• **Supplied data**

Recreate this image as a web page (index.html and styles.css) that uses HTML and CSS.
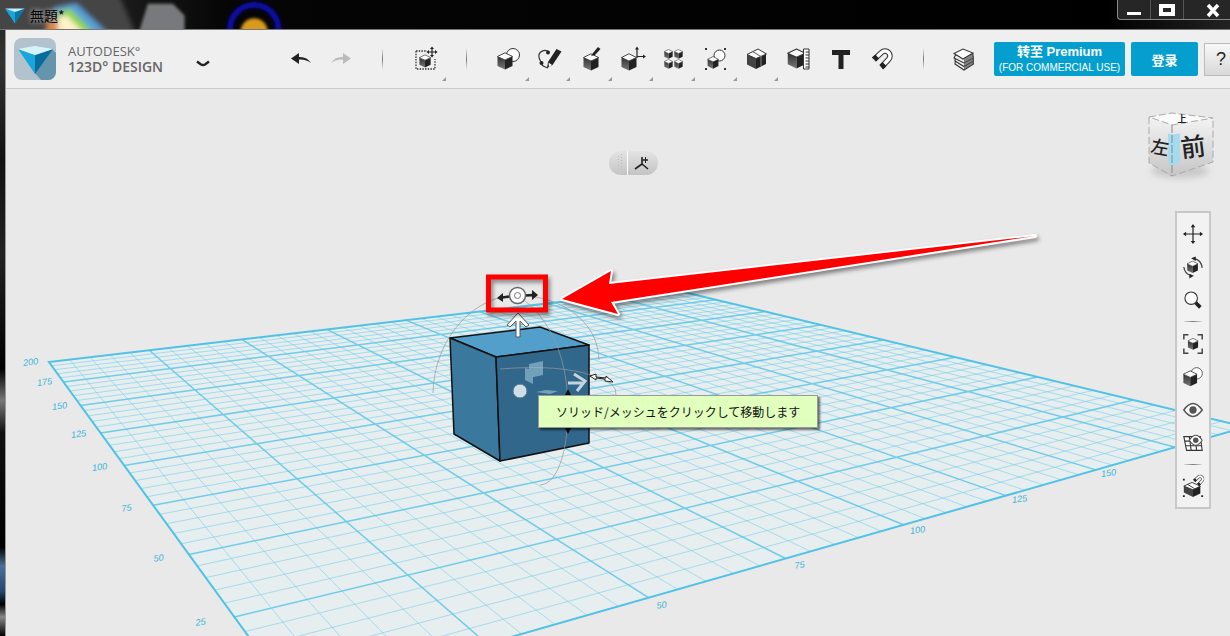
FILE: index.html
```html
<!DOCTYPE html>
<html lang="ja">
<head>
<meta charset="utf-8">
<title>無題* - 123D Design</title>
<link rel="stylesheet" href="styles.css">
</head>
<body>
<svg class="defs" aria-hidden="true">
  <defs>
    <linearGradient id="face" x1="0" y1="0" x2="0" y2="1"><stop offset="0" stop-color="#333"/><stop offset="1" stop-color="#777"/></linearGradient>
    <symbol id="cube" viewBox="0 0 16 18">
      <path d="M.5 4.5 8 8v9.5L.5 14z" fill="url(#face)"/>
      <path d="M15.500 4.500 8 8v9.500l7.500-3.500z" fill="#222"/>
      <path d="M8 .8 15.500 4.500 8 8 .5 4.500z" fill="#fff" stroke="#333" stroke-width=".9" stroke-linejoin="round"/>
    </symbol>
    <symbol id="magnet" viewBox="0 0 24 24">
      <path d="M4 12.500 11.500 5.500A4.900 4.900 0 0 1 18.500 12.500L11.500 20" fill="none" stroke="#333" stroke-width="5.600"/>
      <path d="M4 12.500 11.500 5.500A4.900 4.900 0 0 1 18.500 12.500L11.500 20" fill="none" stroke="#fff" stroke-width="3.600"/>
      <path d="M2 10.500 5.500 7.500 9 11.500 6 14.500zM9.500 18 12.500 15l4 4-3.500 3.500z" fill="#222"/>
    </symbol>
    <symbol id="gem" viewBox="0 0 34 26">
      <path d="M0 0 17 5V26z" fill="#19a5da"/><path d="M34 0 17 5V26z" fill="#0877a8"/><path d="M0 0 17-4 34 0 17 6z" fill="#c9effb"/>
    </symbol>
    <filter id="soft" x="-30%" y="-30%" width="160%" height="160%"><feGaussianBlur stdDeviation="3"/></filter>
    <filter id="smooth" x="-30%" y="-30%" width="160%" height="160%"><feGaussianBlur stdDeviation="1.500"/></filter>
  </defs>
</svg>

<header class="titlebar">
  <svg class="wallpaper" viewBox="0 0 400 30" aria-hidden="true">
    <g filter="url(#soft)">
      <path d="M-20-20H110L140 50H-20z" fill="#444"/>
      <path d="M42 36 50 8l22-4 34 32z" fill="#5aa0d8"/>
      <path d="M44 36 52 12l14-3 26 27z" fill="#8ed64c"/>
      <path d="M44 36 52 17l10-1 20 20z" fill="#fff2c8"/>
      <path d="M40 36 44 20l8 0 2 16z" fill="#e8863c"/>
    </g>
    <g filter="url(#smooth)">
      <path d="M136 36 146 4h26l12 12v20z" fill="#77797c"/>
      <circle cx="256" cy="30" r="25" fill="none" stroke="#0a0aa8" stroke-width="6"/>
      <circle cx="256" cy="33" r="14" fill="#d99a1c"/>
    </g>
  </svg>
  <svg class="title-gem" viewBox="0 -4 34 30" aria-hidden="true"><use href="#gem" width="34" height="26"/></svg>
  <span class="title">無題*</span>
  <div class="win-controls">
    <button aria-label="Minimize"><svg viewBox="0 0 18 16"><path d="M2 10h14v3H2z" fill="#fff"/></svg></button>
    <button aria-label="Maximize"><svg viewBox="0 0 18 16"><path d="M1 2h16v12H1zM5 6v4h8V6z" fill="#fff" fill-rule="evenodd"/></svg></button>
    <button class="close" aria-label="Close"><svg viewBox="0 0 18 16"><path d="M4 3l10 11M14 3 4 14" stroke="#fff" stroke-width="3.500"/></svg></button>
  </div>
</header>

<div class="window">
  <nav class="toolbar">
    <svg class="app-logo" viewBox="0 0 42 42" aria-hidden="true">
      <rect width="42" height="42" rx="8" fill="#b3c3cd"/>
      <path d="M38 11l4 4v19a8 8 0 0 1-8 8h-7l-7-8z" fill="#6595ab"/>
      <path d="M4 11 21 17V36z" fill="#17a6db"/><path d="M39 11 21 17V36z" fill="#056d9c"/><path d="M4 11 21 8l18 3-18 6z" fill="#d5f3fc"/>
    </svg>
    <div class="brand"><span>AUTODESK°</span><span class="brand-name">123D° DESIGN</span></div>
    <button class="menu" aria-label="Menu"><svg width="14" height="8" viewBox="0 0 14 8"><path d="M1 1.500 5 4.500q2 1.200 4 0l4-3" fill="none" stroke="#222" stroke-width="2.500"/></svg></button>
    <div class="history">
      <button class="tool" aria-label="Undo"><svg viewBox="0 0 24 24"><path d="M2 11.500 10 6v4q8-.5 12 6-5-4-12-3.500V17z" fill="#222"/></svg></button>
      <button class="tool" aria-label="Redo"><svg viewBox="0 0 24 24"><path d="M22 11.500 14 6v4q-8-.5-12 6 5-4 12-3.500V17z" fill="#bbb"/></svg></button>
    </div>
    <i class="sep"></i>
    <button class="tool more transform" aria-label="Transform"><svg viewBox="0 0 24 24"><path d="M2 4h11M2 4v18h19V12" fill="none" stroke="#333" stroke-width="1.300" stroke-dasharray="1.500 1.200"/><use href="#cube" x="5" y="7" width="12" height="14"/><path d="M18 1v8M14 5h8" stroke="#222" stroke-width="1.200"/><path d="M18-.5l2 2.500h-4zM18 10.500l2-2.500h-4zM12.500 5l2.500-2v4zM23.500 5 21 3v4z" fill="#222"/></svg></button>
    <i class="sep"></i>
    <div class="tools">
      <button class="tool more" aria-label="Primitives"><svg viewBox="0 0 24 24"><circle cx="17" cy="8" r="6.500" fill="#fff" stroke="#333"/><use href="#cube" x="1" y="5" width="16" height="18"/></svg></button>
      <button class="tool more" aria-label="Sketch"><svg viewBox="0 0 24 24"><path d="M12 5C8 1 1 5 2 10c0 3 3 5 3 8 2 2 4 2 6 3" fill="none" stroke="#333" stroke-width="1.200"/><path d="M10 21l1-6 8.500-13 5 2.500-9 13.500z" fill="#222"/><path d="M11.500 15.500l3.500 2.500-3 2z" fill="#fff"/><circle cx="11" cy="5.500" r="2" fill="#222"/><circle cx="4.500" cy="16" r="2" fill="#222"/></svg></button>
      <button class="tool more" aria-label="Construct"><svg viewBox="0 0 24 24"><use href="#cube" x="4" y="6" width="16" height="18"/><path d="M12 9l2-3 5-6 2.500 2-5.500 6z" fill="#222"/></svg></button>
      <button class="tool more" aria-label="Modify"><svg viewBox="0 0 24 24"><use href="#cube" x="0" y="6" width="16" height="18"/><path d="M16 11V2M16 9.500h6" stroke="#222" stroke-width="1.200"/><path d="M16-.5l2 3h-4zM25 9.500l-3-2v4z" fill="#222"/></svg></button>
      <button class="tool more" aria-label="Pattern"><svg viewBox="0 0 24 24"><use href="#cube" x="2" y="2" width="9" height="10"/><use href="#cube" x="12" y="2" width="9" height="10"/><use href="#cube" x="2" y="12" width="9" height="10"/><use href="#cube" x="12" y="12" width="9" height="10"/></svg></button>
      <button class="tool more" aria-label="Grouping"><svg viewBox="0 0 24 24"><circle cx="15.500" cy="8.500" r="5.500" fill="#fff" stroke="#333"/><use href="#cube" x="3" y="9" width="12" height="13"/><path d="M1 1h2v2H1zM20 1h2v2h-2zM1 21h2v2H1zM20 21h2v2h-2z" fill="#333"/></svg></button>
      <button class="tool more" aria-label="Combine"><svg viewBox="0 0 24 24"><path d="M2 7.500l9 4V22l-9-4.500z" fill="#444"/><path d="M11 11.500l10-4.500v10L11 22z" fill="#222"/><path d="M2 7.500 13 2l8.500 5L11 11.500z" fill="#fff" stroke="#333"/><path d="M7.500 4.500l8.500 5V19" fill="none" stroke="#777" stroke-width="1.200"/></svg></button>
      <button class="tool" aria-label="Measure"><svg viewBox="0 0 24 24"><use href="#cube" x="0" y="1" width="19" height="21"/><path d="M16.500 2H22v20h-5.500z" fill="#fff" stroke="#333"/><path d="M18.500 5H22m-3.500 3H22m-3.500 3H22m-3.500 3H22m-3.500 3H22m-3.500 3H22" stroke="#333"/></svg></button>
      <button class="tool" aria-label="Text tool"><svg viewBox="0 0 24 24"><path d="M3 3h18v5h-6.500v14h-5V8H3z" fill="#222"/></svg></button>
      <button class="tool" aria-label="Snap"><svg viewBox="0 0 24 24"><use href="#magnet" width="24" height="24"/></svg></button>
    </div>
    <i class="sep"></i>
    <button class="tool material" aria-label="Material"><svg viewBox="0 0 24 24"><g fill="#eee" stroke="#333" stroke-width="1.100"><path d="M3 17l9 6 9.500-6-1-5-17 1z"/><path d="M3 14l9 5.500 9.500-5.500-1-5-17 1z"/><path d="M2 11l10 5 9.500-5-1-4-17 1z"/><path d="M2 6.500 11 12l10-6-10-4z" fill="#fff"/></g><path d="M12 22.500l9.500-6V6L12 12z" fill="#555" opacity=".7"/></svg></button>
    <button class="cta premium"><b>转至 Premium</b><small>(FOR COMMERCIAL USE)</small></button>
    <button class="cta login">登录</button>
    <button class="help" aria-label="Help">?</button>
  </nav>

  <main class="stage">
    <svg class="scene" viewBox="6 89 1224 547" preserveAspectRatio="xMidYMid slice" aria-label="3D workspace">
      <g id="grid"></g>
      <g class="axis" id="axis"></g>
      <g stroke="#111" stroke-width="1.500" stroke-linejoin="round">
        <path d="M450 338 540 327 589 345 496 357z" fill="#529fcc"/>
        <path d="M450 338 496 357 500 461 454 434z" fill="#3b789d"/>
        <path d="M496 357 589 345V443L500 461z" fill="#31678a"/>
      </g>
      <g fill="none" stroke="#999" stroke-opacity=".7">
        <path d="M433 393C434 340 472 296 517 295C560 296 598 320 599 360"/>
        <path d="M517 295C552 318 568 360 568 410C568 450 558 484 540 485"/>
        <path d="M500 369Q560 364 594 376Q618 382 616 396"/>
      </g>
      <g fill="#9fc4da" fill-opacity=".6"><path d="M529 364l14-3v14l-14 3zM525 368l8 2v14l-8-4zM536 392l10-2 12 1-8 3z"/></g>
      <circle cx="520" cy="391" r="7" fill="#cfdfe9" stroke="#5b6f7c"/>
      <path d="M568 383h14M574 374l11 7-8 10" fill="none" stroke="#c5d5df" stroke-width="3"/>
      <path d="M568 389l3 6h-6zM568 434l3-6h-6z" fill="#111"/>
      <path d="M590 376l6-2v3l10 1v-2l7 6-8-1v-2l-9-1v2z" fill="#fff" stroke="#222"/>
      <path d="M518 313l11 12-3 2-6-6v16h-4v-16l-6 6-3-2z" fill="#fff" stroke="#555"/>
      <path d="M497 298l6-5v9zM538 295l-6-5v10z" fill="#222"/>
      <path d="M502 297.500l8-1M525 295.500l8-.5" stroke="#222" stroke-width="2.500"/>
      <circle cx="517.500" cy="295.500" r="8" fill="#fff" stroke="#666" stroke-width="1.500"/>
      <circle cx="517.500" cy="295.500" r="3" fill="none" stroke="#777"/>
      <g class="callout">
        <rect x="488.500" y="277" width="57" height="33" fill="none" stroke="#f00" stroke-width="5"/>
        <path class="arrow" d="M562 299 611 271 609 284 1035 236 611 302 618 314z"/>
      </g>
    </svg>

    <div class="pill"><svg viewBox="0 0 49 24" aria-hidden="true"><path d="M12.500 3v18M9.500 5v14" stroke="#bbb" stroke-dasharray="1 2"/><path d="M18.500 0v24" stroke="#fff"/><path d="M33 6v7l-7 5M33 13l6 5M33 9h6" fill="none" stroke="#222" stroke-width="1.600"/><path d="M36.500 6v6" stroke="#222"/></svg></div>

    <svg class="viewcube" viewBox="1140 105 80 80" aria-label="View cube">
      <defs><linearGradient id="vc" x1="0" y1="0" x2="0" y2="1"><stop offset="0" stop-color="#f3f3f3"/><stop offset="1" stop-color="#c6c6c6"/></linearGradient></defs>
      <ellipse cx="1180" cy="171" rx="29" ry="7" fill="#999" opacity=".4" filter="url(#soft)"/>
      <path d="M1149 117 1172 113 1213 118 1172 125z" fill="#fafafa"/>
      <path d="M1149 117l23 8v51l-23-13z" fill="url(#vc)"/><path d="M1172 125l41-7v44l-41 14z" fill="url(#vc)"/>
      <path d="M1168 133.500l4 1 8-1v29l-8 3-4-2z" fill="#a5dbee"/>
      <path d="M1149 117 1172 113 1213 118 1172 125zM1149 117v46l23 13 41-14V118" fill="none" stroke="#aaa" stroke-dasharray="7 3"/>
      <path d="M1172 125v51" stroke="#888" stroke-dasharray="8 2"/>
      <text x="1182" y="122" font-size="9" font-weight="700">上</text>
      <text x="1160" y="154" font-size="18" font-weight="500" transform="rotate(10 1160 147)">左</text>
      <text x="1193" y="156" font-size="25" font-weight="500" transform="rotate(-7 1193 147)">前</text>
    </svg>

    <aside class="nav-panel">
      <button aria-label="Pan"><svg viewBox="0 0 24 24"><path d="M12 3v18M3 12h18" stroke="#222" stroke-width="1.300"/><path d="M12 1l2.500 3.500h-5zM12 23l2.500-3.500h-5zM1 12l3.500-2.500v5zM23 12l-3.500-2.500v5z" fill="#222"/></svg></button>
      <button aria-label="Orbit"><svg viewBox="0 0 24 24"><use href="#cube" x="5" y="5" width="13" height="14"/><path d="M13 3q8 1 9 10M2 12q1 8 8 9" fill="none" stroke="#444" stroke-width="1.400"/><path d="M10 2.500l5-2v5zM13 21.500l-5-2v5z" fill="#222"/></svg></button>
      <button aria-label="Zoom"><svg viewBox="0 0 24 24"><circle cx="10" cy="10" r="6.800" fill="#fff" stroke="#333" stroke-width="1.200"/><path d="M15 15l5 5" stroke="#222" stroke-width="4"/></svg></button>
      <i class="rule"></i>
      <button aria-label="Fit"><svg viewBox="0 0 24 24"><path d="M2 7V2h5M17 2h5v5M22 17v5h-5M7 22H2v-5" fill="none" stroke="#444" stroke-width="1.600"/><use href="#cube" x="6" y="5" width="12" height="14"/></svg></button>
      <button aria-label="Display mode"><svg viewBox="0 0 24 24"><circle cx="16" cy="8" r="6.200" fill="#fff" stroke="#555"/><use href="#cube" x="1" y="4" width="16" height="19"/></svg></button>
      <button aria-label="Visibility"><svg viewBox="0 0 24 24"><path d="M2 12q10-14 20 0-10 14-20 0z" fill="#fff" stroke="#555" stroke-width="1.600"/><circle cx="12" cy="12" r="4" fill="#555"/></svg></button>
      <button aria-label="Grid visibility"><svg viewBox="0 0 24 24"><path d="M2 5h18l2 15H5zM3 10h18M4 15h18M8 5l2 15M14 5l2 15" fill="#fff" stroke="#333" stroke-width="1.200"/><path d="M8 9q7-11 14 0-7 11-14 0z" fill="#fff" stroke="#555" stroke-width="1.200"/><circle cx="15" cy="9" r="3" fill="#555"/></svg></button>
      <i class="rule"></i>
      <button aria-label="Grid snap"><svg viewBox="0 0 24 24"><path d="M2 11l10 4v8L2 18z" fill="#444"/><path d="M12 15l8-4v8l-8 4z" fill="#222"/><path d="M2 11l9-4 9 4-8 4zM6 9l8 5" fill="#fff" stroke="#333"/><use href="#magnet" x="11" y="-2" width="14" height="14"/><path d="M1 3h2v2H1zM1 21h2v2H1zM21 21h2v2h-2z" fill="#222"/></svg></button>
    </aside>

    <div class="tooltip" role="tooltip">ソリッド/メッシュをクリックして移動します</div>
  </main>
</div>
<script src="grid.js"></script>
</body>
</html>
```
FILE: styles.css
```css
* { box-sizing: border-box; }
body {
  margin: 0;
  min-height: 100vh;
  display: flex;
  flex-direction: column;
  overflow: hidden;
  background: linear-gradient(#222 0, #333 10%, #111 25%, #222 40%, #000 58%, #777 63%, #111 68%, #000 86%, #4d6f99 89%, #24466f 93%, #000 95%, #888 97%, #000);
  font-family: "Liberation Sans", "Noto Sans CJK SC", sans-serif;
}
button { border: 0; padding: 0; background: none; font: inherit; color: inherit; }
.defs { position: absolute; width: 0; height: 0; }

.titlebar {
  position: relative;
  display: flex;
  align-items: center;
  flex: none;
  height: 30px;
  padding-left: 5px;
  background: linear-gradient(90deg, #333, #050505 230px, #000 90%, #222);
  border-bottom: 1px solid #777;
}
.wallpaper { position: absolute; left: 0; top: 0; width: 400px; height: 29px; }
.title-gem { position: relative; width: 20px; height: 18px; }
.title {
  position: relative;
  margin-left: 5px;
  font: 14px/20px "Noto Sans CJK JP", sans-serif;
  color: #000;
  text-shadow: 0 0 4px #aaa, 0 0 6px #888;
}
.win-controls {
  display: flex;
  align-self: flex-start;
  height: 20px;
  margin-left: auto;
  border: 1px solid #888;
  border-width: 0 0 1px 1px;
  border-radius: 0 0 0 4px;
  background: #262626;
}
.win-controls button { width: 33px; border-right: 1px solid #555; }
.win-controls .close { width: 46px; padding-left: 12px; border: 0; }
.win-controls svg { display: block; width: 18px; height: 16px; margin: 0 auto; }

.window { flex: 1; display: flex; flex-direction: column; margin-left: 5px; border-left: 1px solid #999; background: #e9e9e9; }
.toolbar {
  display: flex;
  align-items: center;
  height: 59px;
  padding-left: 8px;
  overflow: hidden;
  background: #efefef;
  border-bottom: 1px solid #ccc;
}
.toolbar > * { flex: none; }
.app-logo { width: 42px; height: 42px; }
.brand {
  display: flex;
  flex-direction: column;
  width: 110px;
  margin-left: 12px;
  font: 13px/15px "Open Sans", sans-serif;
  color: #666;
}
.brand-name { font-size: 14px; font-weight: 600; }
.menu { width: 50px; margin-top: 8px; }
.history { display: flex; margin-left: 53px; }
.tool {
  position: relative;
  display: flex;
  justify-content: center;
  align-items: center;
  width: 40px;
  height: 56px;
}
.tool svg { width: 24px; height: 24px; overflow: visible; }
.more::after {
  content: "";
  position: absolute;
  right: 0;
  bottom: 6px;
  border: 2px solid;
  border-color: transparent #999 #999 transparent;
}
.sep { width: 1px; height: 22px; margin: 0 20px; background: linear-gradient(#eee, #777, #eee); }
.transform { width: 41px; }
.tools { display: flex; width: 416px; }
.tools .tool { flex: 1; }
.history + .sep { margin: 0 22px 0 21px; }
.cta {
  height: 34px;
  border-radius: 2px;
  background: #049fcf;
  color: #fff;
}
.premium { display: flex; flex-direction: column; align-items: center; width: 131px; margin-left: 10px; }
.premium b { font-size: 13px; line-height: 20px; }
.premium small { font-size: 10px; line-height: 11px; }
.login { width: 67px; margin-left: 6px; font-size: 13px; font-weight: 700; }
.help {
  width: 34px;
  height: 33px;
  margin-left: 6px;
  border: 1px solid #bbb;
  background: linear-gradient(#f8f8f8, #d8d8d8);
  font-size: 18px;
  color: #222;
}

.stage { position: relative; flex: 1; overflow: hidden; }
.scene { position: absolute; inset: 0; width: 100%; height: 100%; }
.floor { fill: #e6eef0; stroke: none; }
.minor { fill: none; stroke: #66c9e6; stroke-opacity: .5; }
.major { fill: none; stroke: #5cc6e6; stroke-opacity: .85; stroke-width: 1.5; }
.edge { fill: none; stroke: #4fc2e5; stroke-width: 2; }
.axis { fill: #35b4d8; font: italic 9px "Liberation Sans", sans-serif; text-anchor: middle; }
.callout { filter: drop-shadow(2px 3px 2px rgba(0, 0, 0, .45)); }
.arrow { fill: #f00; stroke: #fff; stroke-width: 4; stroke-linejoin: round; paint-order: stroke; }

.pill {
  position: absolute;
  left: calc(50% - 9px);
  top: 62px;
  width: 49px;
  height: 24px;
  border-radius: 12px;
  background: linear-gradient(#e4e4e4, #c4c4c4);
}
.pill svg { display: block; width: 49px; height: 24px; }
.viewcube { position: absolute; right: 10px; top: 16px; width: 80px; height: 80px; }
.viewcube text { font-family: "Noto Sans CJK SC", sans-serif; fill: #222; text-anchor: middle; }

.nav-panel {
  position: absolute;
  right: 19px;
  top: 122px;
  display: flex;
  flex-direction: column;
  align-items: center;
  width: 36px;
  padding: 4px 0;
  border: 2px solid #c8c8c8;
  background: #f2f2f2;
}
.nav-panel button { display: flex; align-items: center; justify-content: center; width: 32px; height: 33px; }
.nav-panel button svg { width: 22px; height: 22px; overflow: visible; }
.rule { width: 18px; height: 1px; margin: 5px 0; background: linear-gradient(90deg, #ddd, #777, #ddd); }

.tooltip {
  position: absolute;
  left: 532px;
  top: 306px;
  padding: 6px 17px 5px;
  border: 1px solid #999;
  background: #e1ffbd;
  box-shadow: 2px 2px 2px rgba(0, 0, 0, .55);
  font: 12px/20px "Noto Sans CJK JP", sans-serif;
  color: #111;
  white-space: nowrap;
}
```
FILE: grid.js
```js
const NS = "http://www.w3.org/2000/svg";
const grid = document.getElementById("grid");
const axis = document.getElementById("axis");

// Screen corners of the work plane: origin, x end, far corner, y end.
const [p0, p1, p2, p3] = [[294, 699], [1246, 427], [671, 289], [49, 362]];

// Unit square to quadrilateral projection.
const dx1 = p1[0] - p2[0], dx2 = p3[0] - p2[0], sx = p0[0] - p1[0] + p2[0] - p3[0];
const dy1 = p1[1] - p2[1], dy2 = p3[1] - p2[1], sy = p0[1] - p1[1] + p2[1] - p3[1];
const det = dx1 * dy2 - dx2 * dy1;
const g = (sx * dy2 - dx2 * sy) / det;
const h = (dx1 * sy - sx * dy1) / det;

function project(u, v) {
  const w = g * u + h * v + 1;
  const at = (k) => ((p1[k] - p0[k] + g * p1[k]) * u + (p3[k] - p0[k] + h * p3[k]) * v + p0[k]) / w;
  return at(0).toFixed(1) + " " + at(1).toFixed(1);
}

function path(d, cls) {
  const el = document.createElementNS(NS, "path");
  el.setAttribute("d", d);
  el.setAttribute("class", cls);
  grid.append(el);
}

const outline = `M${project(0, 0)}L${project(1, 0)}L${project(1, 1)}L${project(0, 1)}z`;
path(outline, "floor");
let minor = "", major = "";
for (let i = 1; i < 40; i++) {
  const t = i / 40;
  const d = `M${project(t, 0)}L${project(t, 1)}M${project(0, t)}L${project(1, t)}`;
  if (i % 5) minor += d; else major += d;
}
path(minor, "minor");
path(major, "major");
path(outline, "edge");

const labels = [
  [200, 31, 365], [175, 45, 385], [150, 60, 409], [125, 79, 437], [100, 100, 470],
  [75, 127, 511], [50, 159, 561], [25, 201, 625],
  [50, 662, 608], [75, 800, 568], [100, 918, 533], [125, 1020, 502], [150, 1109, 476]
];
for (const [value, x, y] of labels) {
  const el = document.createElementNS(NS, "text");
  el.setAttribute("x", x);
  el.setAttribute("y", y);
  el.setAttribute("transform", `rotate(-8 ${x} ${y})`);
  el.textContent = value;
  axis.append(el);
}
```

• **Problem**
Using the material above, count the lines containing the word "styles". Reply with the number alone.

• **Output below**
3